How treatments are used

Your treatment plan will depend on whether you’re likely to have a bone marrow transplant. When deciding if bone marrow transplant is best for you, your health care team considers many factors. These include whether your multiple myeloma is likely to get worse, your age and your overall health.

  • When bone marrow transplant is an option. If your health care team thinks bone marrow transplant is a good option for you, treatment often begins with a mix of medicines. The mix might include targeted therapy, immunotherapy, corticosteroids and, sometimes, chemotherapy.

    After a few months of treatment, blood stem cells are collected from your blood. The bone marrow transplant might happen soon after collecting the cells. Or you might wait until after a relapse, if there is one. Sometimes doctors suggest two bone marrow transplants for people with multiple myeloma.

    After the bone marrow transplant, you’ll likely have targeted therapy or immunotherapy. These can help keep the myeloma from coming back.

  • When bone marrow transplant isn’t an option. If you decide not to have a bone marrow transplant, treatment might include a mix of medicines. The mix might include targeted therapy, immunotherapy, corticosteroids and, sometimes, chemotherapy.
  • When myeloma comes back or doesn’t respond to treatment. Treatment might involve having another course of the same treatment. Another option is trying one or more of the other treatments available for multiple myeloma.

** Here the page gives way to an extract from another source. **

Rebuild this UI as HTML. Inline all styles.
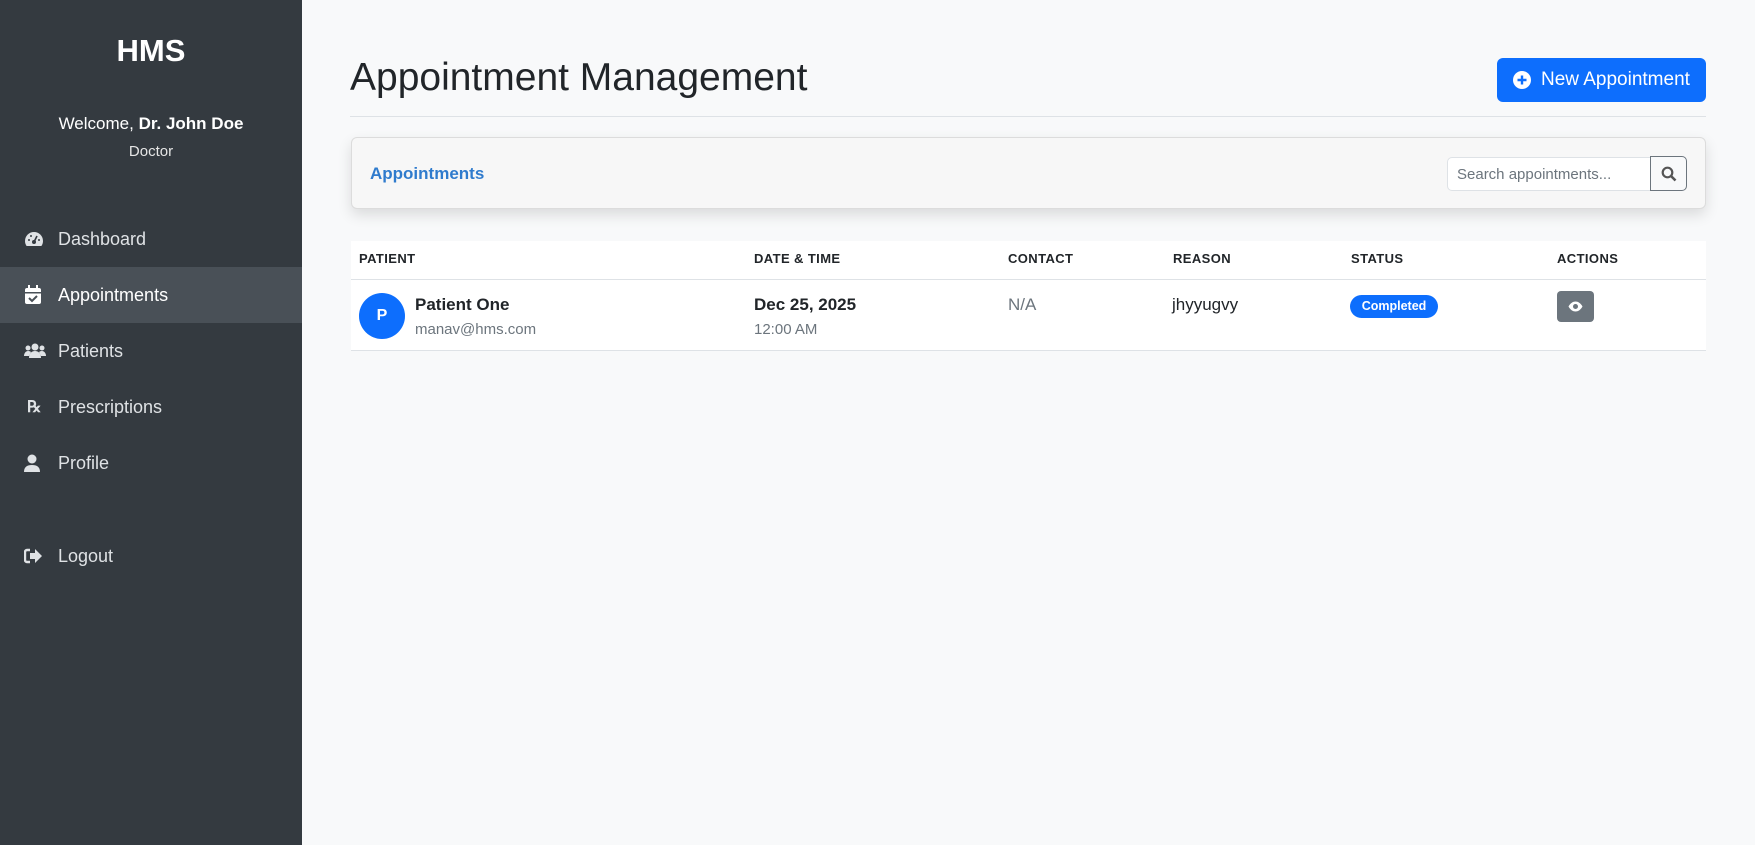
<!DOCTYPE html>
<html><head><meta charset="utf-8"><style>
*{box-sizing:border-box;margin:0;padding:0}
body{width:1755px;height:845px;font-family:"Liberation Sans",sans-serif;background:#f8f9fa;position:relative;overflow:hidden;color:#212529}
.sb{position:absolute;left:0;top:0;width:302px;height:845px;background:#343a40;color:#fff}
.abs{position:absolute}
.nav{position:absolute;left:0;width:302px;height:56px;display:flex;align-items:center;font-size:18px;color:#dfe2e5}
.nav svg{position:absolute;left:24px}
.nav span{position:absolute;left:58px}
.th{position:absolute;top:251px;font-size:13px;font-weight:bold;letter-spacing:.4px}
</style></head><body>
<div class="sb">
 <div class="abs" style="left:0;width:302px;top:33px;text-align:center;font-size:31px;font-weight:bold">HMS</div>
 <div class="abs" style="left:0;width:302px;top:114px;text-align:center;font-size:17px">Welcome, <b>Dr. John Doe</b></div>
 <div class="abs" style="left:0;width:302px;top:143px;text-align:center;font-size:15px;color:#e6e6e6">Doctor</div>
 <div class="nav" style="top:211px"><svg width="20" height="18" viewBox="0 0 20 18"><path d="M10 2a9 9 0 0 0-9 9c0 2 .6 3.6 1.6 5h14.8c1-1.4 1.6-3 1.6-5a9 9 0 0 0-9-9z" fill="#dfe2e5"/><circle cx="10" cy="12" r="2" fill="#343a40"/><path d="M10 12l3-6" stroke="#343a40" stroke-width="1.6"/><circle cx="5" cy="10" r="1" fill="#343a40"/><circle cx="7" cy="6" r="1" fill="#343a40"/><circle cx="15" cy="10" r="1" fill="#343a40"/></svg><span>Dashboard</span></div>
 <div class="nav" style="top:267px;background:#495057;color:#fff"><svg width="18" height="20" viewBox="0 0 18 20"><rect x="4" y="0" width="2" height="4" fill="#fff"/><rect x="12" y="0" width="2" height="4" fill="#fff"/><rect x="1" y="3" width="16" height="16" rx="2" fill="#fff"/><rect x="1" y="7" width="16" height="1.5" fill="#495057"/><path d="M5 13l3 3 5-5" stroke="#495057" stroke-width="2" fill="none"/></svg><span>Appointments</span></div>
 <div class="nav" style="top:323px"><svg width="22" height="16" viewBox="0 0 22 16"><circle cx="11" cy="4" r="3.5" fill="#dfe2e5"/><circle cx="4" cy="5" r="2.5" fill="#dfe2e5"/><circle cx="18" cy="5" r="2.5" fill="#dfe2e5"/><path d="M5 15c0-5 3-7 6-7s6 2 6 7z" fill="#dfe2e5"/><path d="M0 13c0-3 2-5 4-5s3 1 3 1l-2 4z" fill="#dfe2e5"/><path d="M22 13c0-3-2-5-4-5s-3 1-3 1l2 4z" fill="#dfe2e5"/></svg><span>Patients</span></div>
 <div class="nav" style="top:379px"><span style="left:27px;font-weight:bold;font-size:16px">℞</span><span>Prescriptions</span></div>
 <div class="nav" style="top:435px"><svg width="16" height="18" viewBox="0 0 16 18"><circle cx="8" cy="5" r="4.5" fill="#dfe2e5"/><path d="M0 18c0-5 3-7 8-7s8 2 8 7z" fill="#dfe2e5"/></svg><span>Profile</span></div>
 <div class="nav" style="top:528px"><svg width="18" height="16" viewBox="0 0 18 16"><path d="M6 2H3a2 2 0 0 0-2 2v8a2 2 0 0 0 2 2h3" stroke="#dfe2e5" stroke-width="2.4" fill="none"/><path d="M6 5h5V1l7 7-7 7v-4H6z" fill="#dfe2e5"/></svg><span>Logout</span></div>
</div>
<div class="abs" style="left:350px;top:56px;font-size:39px;color:#212529">Appointment Management</div>
<div class="abs" style="left:1497px;top:58px;width:209px;height:44px;background:#0d6efd;border-radius:6px;color:#fff;font-size:19px;display:flex;align-items:center"><svg style="margin-left:16px" width="18" height="18" viewBox="0 0 18 18"><circle cx="9" cy="9" r="9" fill="#fff"/><path d="M9 4.5v9M4.5 9h9" stroke="#0d6efd" stroke-width="2.4"/></svg><span style="margin-left:10px">New Appointment</span></div>
<div class="abs" style="left:350px;top:116px;width:1356px;height:1px;background:#dee2e6"></div>
<div class="abs" style="left:351px;top:137px;width:1355px;height:72px;background:#f7f7f7;border:1px solid #dcdcdc;border-radius:6px;box-shadow:0 6px 14px rgba(0,0,0,.12)"></div>
<div class="abs" style="left:370px;top:164px;font-size:17px;font-weight:bold;color:#2f7bcd">Appointments</div>
<div class="abs" style="left:1447px;top:157px;width:204px;height:34px;background:#fff;border:1px solid #dee2e6;border-radius:5px 0 0 5px;font-size:15px;color:#6c757d;padding:8px 9px">Search appointments...</div>
<div class="abs" style="left:1650px;top:156px;width:37px;height:35px;border:1px solid #6c757d;border-radius:0 5px 5px 0;background:#f8f9fa"><svg style="position:absolute;left:10px;top:9px" width="16" height="16" viewBox="0 0 16 16"><circle cx="6.5" cy="6.5" r="4.8" stroke="#555" stroke-width="2.2" fill="none"/><path d="M10 10l4.5 4.5" stroke="#555" stroke-width="2.6"/></svg></div>
<div class="abs" style="left:351px;top:241px;width:1355px;height:110px;background:#fff"></div>
<div class="abs" style="left:351px;top:279px;width:1355px;height:1px;background:#dee2e6"></div>
<div class="abs" style="left:351px;top:350px;width:1355px;height:1px;background:#dee2e6"></div>
<div class="th" style="left:359px">PATIENT</div>
<div class="th" style="left:754px">DATE &amp; TIME</div>
<div class="th" style="left:1008px">CONTACT</div>
<div class="th" style="left:1173px">REASON</div>
<div class="th" style="left:1351px">STATUS</div>
<div class="th" style="left:1557px">ACTIONS</div>
<div class="abs" style="left:359px;top:293px;width:46px;height:46px;border-radius:50%;background:#0d6efd;color:#fff;font-weight:bold;font-size:16px;text-align:center;line-height:46px">P</div>
<div class="abs" style="left:415px;top:295px;font-size:17px;font-weight:bold">Patient One</div>
<div class="abs" style="left:415px;top:321px;font-size:15px;color:#6c757d">manav@hms.com</div>
<div class="abs" style="left:754px;top:295px;font-size:17px;font-weight:bold">Dec 25, 2025</div>
<div class="abs" style="left:754px;top:321px;font-size:15px;color:#6c757d">12:00 AM</div>
<div class="abs" style="left:1008px;top:295px;font-size:17px;color:#6c757d">N/A</div>
<div class="abs" style="left:1172px;top:295px;font-size:17px">jhyyugvy</div>
<div class="abs" style="left:1350px;top:295px;width:88px;height:23px;border-radius:12px;background:#0d6efd;color:#fff;font-size:12.5px;font-weight:bold;text-align:center;line-height:23px">Completed</div>
<div class="abs" style="left:1557px;top:291px;width:37px;height:31px;border-radius:4px;background:#6c757d"><svg style="position:absolute;left:11px;top:10px" width="15" height="11" viewBox="0 0 15 11"><path d="M0.5 5.5C2.5 2 5 0.5 7.5 0.5S12.5 2 14.5 5.5C12.5 9 10 10.5 7.5 10.5S2.5 9 0.5 5.5z" fill="#fff"/><circle cx="7.5" cy="5.5" r="2.5" fill="#6c757d"/></svg></div>
</body></html>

    Research on new treatments is ongoing. You might be able to join a clinical trial. A clinical trial may allow you to try new treatments that are being tested. Ask your health care team about what clinical trials are available.

Treating complications

Treatment might include treating complications of multiple myeloma. For example:

  • Bone pain. Pain medications, radiation therapy and surgery may help control bone pain.
  • Kidney damage. People with severe kidney damage may need dialysis.
  • Infections. Vaccines can help prevent infections, such as the flu and pneumonia.
  • Bone loss. Bone-building medicines might help prevent bone loss.
  • Anemia. Medicines can increase the number of red blood cells in the blood. This can help relieve ongoing anemia.